Task instructions> Below is some material; set it all down exactly, apart from the pictures.

Supplied material>

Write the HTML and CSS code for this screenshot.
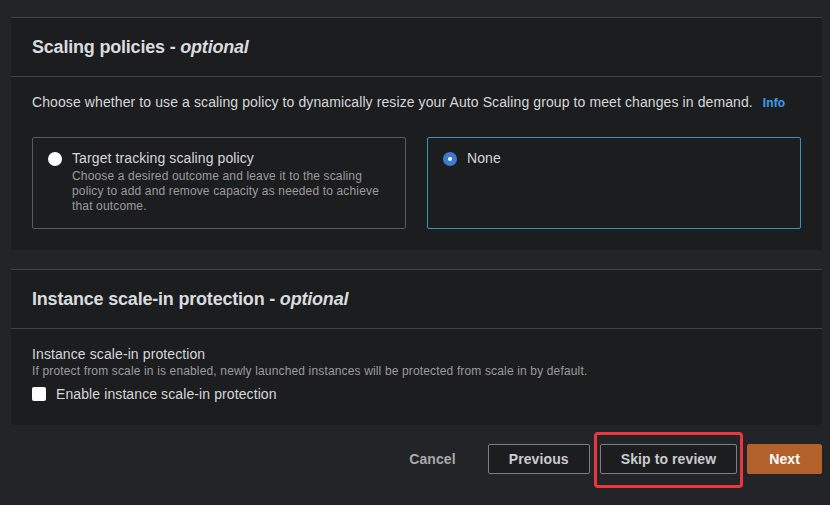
FILE: index.html
```html
<!DOCTYPE html>
<html lang="en">
<head>
<meta charset="utf-8">
<title>Scaling policies</title>
<link rel="stylesheet" href="styles.css">
</head>
<body>
<main class="page">
  <section class="card">
    <header class="card-header">
      <h2 class="card-title">Scaling policies - <em>optional</em></h2>
    </header>
    <div class="card-body">
      <p class="intro">Choose whether to use a scaling policy to dynamically resize your Auto Scaling group to meet changes in demand. <a class="info" href="#">Info</a></p>
      <div class="tiles">
        <label class="tile">
          <span class="radio"></span>
          <span class="tile-text">
            <span class="tile-label">Target tracking scaling policy</span>
            <span class="tile-desc">Choose a desired outcome and leave it to the scaling policy to add and remove capacity as needed to achieve that outcome.</span>
          </span>
        </label>
        <label class="tile tile-selected">
          <span class="radio radio-checked"></span>
          <span class="tile-text">
            <span class="tile-label">None</span>
          </span>
        </label>
      </div>
    </div>
  </section>

  <section class="card card-second">
    <header class="card-header">
      <h2 class="card-title">Instance scale-in protection - <em>optional</em></h2>
    </header>
    <div class="card-body card-body-form">
      <div class="field-label">Instance scale-in protection</div>
      <div class="field-desc">If protect from scale in is enabled, newly launched instances will be protected from scale in by default.</div>
      <label class="check-row">
        <span class="checkbox"></span>
        <span class="check-label">Enable instance scale-in protection</span>
      </label>
    </div>
  </section>

  <div class="actions">
    <button class="btn btn-link">Cancel</button>
    <button class="btn btn-normal">Previous</button>
    <span class="highlight"><button class="btn btn-normal">Skip to review</button></span>
    <button class="btn btn-primary">Next</button>
  </div>
</main>
</body>
</html>
```

FILE: styles.css
```css
* { box-sizing: border-box; }

html, body {
  margin: 0;
  padding: 0;
  background: #232427;
}

body {
  font-family: "Liberation Sans", Arial, sans-serif;
  color: #d5d8db;
  height: 505px;
  overflow: hidden;
  letter-spacing: 0.1px;
}

.page {
  width: 811px;
  margin-left: 11px;
  padding-top: 17px;
}

.card {
  background: #1c1d1f;
  border-top: 1px solid #414346;
}

.card-second {
  margin-top: 19px;
}

.card-header {
  padding: 18px 21px;
  border-bottom: 1px solid #414346;
}

.card-title {
  margin: 0;
  font-size: 18px;
  line-height: 22px;
  font-weight: bold;
  color: #d9dcdf;
  letter-spacing: -0.2px;
}

.card-title em {
  font-style: italic;
}

.card-body {
  padding: 15px 21px 21px;
}

.intro {
  margin: 0;
  font-size: 14px;
  line-height: 20px;
  color: #d5d8db;
}

.info {
  margin-left: 6px;
  color: #3d9ef0;
  font-weight: bold;
  font-size: 12px;
  text-decoration: none;
}

.tiles {
  margin-top: 24px;
  display: flex;
  gap: 21px;
}

.tile {
  flex: 1;
  display: flex;
  align-items: flex-start;
  gap: 10px;
  padding: 10px 16px 14px 15px;
  border: 1px solid #56595d;
  border-radius: 2px;
  min-height: 92px;
}

.tile-selected {
  border-color: #3a93bd;
}

.radio {
  flex: none;
  width: 14px;
  height: 14px;
  margin-top: 4px;
  border-radius: 50%;
  background: #ffffff;
}

.radio-checked {
  border: 5px solid #3b7ccc;
}

.tile-text {
  display: flex;
  flex-direction: column;
}

.tile-label {
  font-size: 14px;
  line-height: 20px;
  color: #d5d8db;
}

.tile-desc {
  margin-top: 1px;
  max-width: 318px;
  font-size: 12px;
  line-height: 15px;
  color: #9a9c9e;
  letter-spacing: 0.15px;
}

.card-body-form {
  padding-top: 16px;
}

.field-label {
  font-size: 14px;
  line-height: 18px;
  color: #d5d8db;
}

.field-desc {
  font-size: 12px;
  line-height: 16px;
  color: #9a9c9e;
  letter-spacing: 0.15px;
}

.check-row {
  margin-top: 5px;
  display: flex;
  align-items: center;
  gap: 10px;
  height: 20px;
}

.checkbox {
  width: 14px;
  height: 14px;
  background: #ffffff;
  border-radius: 2px;
}

.check-label {
  font-size: 14px;
  line-height: 20px;
  color: #d5d8db;
}

.actions {
  margin-top: 19px;
  display: flex;
  justify-content: flex-end;
  align-items: center;
  gap: 10px;
}

.btn {
  font-family: "Liberation Sans", Arial, sans-serif;
  font-size: 14px;
  font-weight: bold;
  letter-spacing: 0.1px;
  height: 30px;
  line-height: 28px;
  padding: 0 20px;
  border: 1px solid transparent;
  border-radius: 2px;
  background: transparent;
  color: #c9cccf;
  cursor: pointer;
}

.btn-link {
  margin-right: 1px;
  color: #a7aaad;
}

.btn-normal {
  border-color: #7b7f84;
  background: #1c1d1f;
  color: #c9cccf;
}

.btn-primary {
  background: #b2612b;
  border-color: #b2612b;
  color: #ffffff;
  padding: 0 21px;
}

.highlight {
  position: relative;
  display: inline-flex;
}

.highlight::after {
  content: "";
  position: absolute;
  left: -6px;
  right: -6px;
  top: -12px;
  bottom: -14px;
  border: 3px solid #e8383d;
  border-radius: 4px;
  pointer-events: none;
}
```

Written reply>
Write the HTML and CSS code for this screenshot.
FILE: index.html
```html
<!DOCTYPE html>
<html lang="en">
<head>
<meta charset="utf-8">
<title>Scaling policies</title>
<link rel="stylesheet" href="styles.css">
</head>
<body>
<main class="page">
  <section class="card">
    <header class="card-header">
      <h2 class="card-title">Scaling policies - <em>optional</em></h2>
    </header>
    <div class="card-body">
      <p class="intro">Choose whether to use a scaling policy to dynamically resize your Auto Scaling group to meet changes in demand. <a class="info" href="#">Info</a></p>
      <div class="tiles">
        <label class="tile">
          <span class="radio"></span>
          <span class="tile-text">
            <span class="tile-label">Target tracking scaling policy</span>
            <span class="tile-desc">Choose a desired outcome and leave it to the scaling policy to add and remove capacity as needed to achieve that outcome.</span>
          </span>
        </label>
        <label class="tile tile-selected">
          <span class="radio radio-checked"></span>
          <span class="tile-text">
            <span class="tile-label">None</span>
          </span>
        </label>
      </div>
    </div>
  </section>

  <section class="card card-second">
    <header class="card-header">
      <h2 class="card-title">Instance scale-in protection - <em>optional</em></h2>
    </header>
    <div class="card-body card-body-form">
      <div class="field-label">Instance scale-in protection</div>
      <div class="field-desc">If protect from scale in is enabled, newly launched instances will be protected from scale in by default.</div>
      <label class="check-row">
        <span class="checkbox"></span>
        <span class="check-label">Enable instance scale-in protection</span>
      </label>
    </div>
  </section>

  <div class="actions">
    <button class="btn btn-link">Cancel</button>
    <button class="btn btn-normal">Previous</button>
    <span class="highlight"><button class="btn btn-normal">Skip to review</button></span>
    <button class="btn btn-primary">Next</button>
  </div>
</main>
</body>
</html>
```

FILE: styles.css
```css
* { box-sizing: border-box; }

html, body {
  margin: 0;
  padding: 0;
  background: #232427;
}

body {
  font-family: "Liberation Sans", Arial, sans-serif;
  color: #d5d8db;
  height: 505px;
  overflow: hidden;
  letter-spacing: 0.1px;
}

.page {
  width: 811px;
  margin-left: 11px;
  padding-top: 17px;
}

.card {
  background: #1c1d1f;
  border-top: 1px solid #414346;
}

.card-second {
  margin-top: 19px;
}

.card-header {
  padding: 18px 21px;
  border-bottom: 1px solid #414346;
}

.card-title {
  margin: 0;
  font-size: 18px;
  line-height: 22px;
  font-weight: bold;
  color: #d9dcdf;
  letter-spacing: -0.2px;
}

.card-title em {
  font-style: italic;
}

.card-body {
  padding: 15px 21px 21px;
}

.intro {
  margin: 0;
  font-size: 14px;
  line-height: 20px;
  color: #d5d8db;
}

.info {
  margin-left: 6px;
  color: #3d9ef0;
  font-weight: bold;
  font-size: 12px;
  text-decoration: none;
}

.tiles {
  margin-top: 24px;
  display: flex;
  gap: 21px;
}

.tile {
  flex: 1;
  display: flex;
  align-items: flex-start;
  gap: 10px;
  padding: 10px 16px 14px 15px;
  border: 1px solid #56595d;
  border-radius: 2px;
  min-height: 92px;
}

.tile-selected {
  border-color: #3a93bd;
}

.radio {
  flex: none;
  width: 14px;
  height: 14px;
  margin-top: 4px;
  border-radius: 50%;
  background: #ffffff;
}

.radio-checked {
  border: 5px solid #3b7ccc;
}

.tile-text {
  display: flex;
  flex-direction: column;
}

.tile-label {
  font-size: 14px;
  line-height: 20px;
  color: #d5d8db;
}

.tile-desc {
  margin-top: 1px;
  max-width: 318px;
  font-size: 12px;
  line-height: 15px;
  color: #9a9c9e;
  letter-spacing: 0.15px;
}

.card-body-form {
  padding-top: 16px;
}

.field-label {
  font-size: 14px;
  line-height: 18px;
  color: #d5d8db;
}

.field-desc {
  font-size: 12px;
  line-height: 16px;
  color: #9a9c9e;
  letter-spacing: 0.15px;
}

.check-row {
  margin-top: 5px;
  display: flex;
  align-items: center;
  gap: 10px;
  height: 20px;
}

.checkbox {
  width: 14px;
  height: 14px;
  background: #ffffff;
  border-radius: 2px;
}

.check-label {
  font-size: 14px;
  line-height: 20px;
  color: #d5d8db;
}

.actions {
  margin-top: 19px;
  display: flex;
  justify-content: flex-end;
  align-items: center;
  gap: 10px;
}

.btn {
  font-family: "Liberation Sans", Arial, sans-serif;
  font-size: 14px;
  font-weight: bold;
  letter-spacing: 0.1px;
  height: 30px;
  line-height: 28px;
  padding: 0 20px;
  border: 1px solid transparent;
  border-radius: 2px;
  background: transparent;
  color: #c9cccf;
  cursor: pointer;
}

.btn-link {
  margin-right: 1px;
  color: #a7aaad;
}

.btn-normal {
  border-color: #7b7f84;
  background: #1c1d1f;
  color: #c9cccf;
}

.btn-primary {
  background: #b2612b;
  border-color: #b2612b;
  color: #ffffff;
  padding: 0 21px;
}

.highlight {
  position: relative;
  display: inline-flex;
}

.highlight::after {
  content: "";
  position: absolute;
  left: -6px;
  right: -6px;
  top: -12px;
  bottom: -14px;
  border: 3px solid #e8383d;
  border-radius: 4px;
  pointer-events: none;
}
```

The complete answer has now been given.